Avverso la sentenza di secondo grado, proponeva ricorso, per cassazione, l’Agenzia delle Entrate, per far valere, in particolare, la violazione e falsa applicazione del citato articolo 43, comma 3.

La sentenza
Con la sentenza in commento, la Cassazione ha chiarito che “La sopravvenienza di ‘nuovi elementi’ richiesti dalla norma per l’emissione dell’accertamento integrativo non può essere restrittivamente interpretata quale sopravvenienza di ‘nuovi elementi reddituali’, poiché l’emersione di nuovi cespiti imponibili legittima senz’altro l’adozione di un autonomo avviso di accertamento”.

L’articolo 43, comma 3, Dpr 600/1973, nella misura in cui “richiede genericamente la sopravvenienza di ‘nuovi elementi’, legittima il ricorso all’avviso di accertamento integrativo allorché l’Ufficio, successivamente all’accertamento originario, venga a conoscenza di elementi fattuali, probatoriamente rilevanti, sconosciuti al momento della emissione dell’avviso originario”.
A tal proposito, la Cassazione ha chiarito che “devono considerarsi sopravvenuti… anche i dati conosciuti da un ufficio fiscale, ma non ancora in possesso di quello che ha emesso l’avviso di accertamento al momento dell’adozione di esso (Sez. 5, Sentenza n. 11057 del 12/05/2006, Rv. 590591)”.
Non è invece consentito “emettere un avviso di accertamento integrativo sulla base della semplice rivalutazione o maggiore approfondimento di dati probatori già interamente noti all’Ufficio al momento della emissione dell’avviso originario (conforme Sez. 5, Sentenza n. 11421 del 03/06/2015, Rv. 635680; Sez. 5, Sentenza n. 8029 del 03/04/2013, Rv.625927)”.

Alla luce delle considerazioni che precedono, la Cassazione ha accolto il ricorso dell’Agenzia e, per l’effetto, ha annullato la sentenza, rinviando la decisione, anche per quanto riguarda le spese di lite, a una diversa sezione della Commissione tributaria regionale.

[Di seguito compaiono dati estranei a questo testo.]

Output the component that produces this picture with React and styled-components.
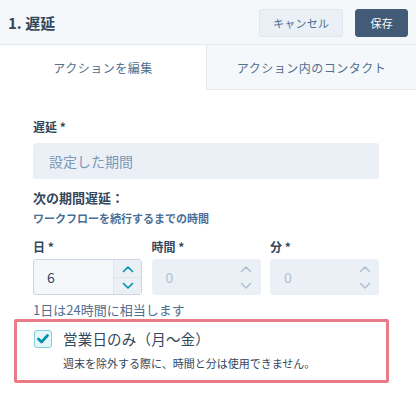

Accertamento integrativo e autotutela sostitutiva
In ambito tributario, al generale potere di annullamento d’ufficio si affiancano altre due forme di correzione di errori e di omissioni dell’Amministrazione finanziaria: l’autotutela “sostitutiva” e l’accertamento ‘integrativo’.

Attraverso l’esercizio dell’autotutela sostitutiva, l’ufficio annulla un atto, affetto da vizi formali, ed emana un nuovo atto privo di quel vizio.
Diversamente, con l’integrazione di un avviso di accertamento già emanato, l’ufficio produce un nuovo avviso contenente elementi rinvenuti in epoca successiva al primo accertamento, tali da modificare nella sostanza il presupposto d’imposta.
Al riguardo, è possibile citare la sentenza della Cassazione 21719/2011, ove si precisa che “il rimedio della ‘autotutela sostitutiva’ differisce dal potere di integrazione dell’atto impositivo in quanto quest’ultimo presuppone la esistenza di un precedente valido atto di imposizione, mentre il primo richiede quale condizione necessaria la eliminazione (anche implicita nel caso in cui l’atto riformato riproduca lo stesso contenuto dell’atto sostituito: Corte cass. V sei. 3.8.2007 n. 17119) del precedente atto impositivo illegittimo od infondato”.

Sia in caso di autotutela sostitutiva sia in caso di accertamento integrativo, l’ufficio è tenuto comunque a rispettare i termini decadenziali per l’accertamento.